Banche Usa? Scoppiano di salute e sprizzano utili da tutti i pori. A quanto pare, dunque, Stati Uniti in piena salute, visti gli ultimi dati sulla disoccupazione, scesa ai minimi storici da decenni, ed ora queste performance messe a segno dai principali istituti di credito a stelle e strisce.
Citigroup, ad esempio, fa segnare un aumento degli utili netti pari a quasi il 12 per cento (11,8). Well Fargo presenta un utile netto da 6,1 miiardi di dollari, con un aumento del 30 per cento rispetto allo stesso periodo dello scorso anno.
Ed eccoci al colosso Jp Morgan, che ha chiuso l’ultimo trimestre con un incremento stratosferico, addirittura il 25 per cento, e un utile netto di quasi 8 miliardi di dollari e mezzo. Da segnalare in particolare l’incremento della raccolta tra famiglie e piccole imprese, un terreno fino ad oggi mai troppo sfruttato dal colosso finanziario a stelle e strisce.
Ma l’amministratore delegato di Jp Morgan, l’inossidabile Jamie Dimon, ottimo amico tra l’altro dell’ex premier Matteo Renzi, guarda l’altra faccia della medaglia ed avanza delle forti preoccupazioni, soprattutto a livello internazionale. Secondo il suo ragionamento, infatti, non bisogna solo tener conto degli “Stati Uniti e di un’economia globale che continuano a dimostrarsi solidi, con una crescita ancora molto forte. Ma ci sono altri fattori che vanno presi in considerazione. Se i tassi vanno giù – osserva il super banchiere – perchè c’è inflazione, questo non è un vantaggio, ma una cosa negativa. Così come lo sono questioni geopolitiche che stanno esplodendo un po’ dappertutto”.
E fa un elenco piuttosto lungo di dossier aperti: la guerra dei dazi tra Usa e Cina, la Brexit, le preoccupazioni per la situzione italiana, le derive populiste in Brasile e Venezuela, i conflitti in Medio Oriente. Una serie di fronti caldi o bollenti che preoccupano anche un’economia forte e in salute come quella statunitense.
Giorni fa l’economista Jan Brenner ha parlato di “recessione geopolitica”, e di una possibile “fine dell’ordine globale guidato dagli Usa”. Staremo a vedere.
Ottimo amico dell’ex premier Matteo Renzi, abbiamo detto, il super banchiere a stelle e strisce. Si sono incontrati per la prima volta a Firenze quando era ancora sindaco della città, e una seconda volta, in qualità di premier, a Londra. In entrambi i casi era presente un big della politica internazionale, l’ex premier britannico Tony Blair, nel frattempo diventato consulente internazionale di Jp Morgan.

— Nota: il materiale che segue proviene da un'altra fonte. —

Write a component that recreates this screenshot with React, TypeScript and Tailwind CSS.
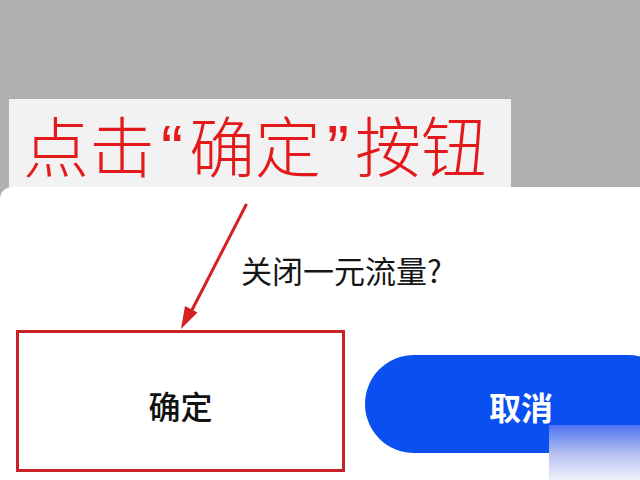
export default function App() {
  return (
    <div
      className="relative w-[640px] h-[480px] overflow-hidden bg-[#b0b0b0] flex flex-col"
      style={{ fontFamily: '"Noto Sans CJK SC", "Noto Sans", sans-serif' }}
    >
      {/* Annotation label */}
      <div className="pt-[99px] pl-[9px]">
        <div className="h-[88px] w-[502px] bg-[#f2f2f2] flex items-center pl-[14px] pt-[6px]">
          <span className="text-[66px] leading-none font-light text-[#e3191c] whitespace-nowrap">
            点击<span className="font-['Liberation_Sans'] mx-[6px]">“</span>确定
            <span className="font-['Liberation_Sans'] mx-[6px]">”</span>按钮
          </span>
        </div>
      </div>

      {/* Bottom sheet */}
      <div className="flex-1 bg-white rounded-tl-[12px]">
        <p className="mt-[67px] pl-[241px] text-[31px] leading-none text-[#151515]">关闭一元流量?</p>
        <div className="mt-[45px] pl-[16px] flex items-start">
          <div className="w-[329px] h-[142px] shrink-0 border-[3px] border-[#c92226] flex items-center justify-center pt-[8px]">
            <span className="text-[32px] leading-none font-medium text-[#111]">确定</span>
          </div>
          <button className="ml-[20px] mt-[25px] h-[98px] w-[312px] shrink-0 rounded-full bg-[#0a4ff0] flex items-center justify-center pt-[4px]">
            <span className="text-[32px] leading-none font-bold text-white">取消</span>
          </button>
        </div>
      </div>

      {/* Arrow */}
      <svg className="absolute left-0 top-0 pointer-events-none" width="640" height="480" viewBox="0 0 640 480">
        <line x1="246" y1="205" x2="192" y2="310" stroke="#d42020" strokeWidth="3" strokeLinecap="round" />
        <polygon points="181,329 197.5,312.5 185,306" fill="#d42020" />
      </svg>

      {/* Watermark */}
      <div className="absolute left-[549px] top-[425px] w-[91px] h-[55px] bg-gradient-to-b from-[#4d70f0] via-[#b4bef0] to-[#eef0fa]" />
    </div>
  );
}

Il tris d’assi discusse in particolar modo di questioni italiane, come il Jobs Act, ancora in fase di gestazione, di abolizione dell’articolo 18 e, ciliegina sulla torta, di Referendum per abbattere la nostra Costituzione (ovviamente soprattutto nel secondo e più ravvicinato incontro).
Summit tenuti ‘riservati’, al riparo da sguardi indiscreti e di telecamere curiose. Ma nonostante ciò, ovviamente trapelarono, tanto che il senatore Elio Lannutti ha presentato in alcune procure (di sicuro Roma e Milano) una denuncia nei confronti di Renzi per “attacco alla Costituzione”.
Che fine avranno mai fatto quelle denunce, articolate in una dozzina di analitici punti che dettagliavano tutta la fitta strategia intessuta tra Renzi e Jp Morgan per condizionare l’Italia?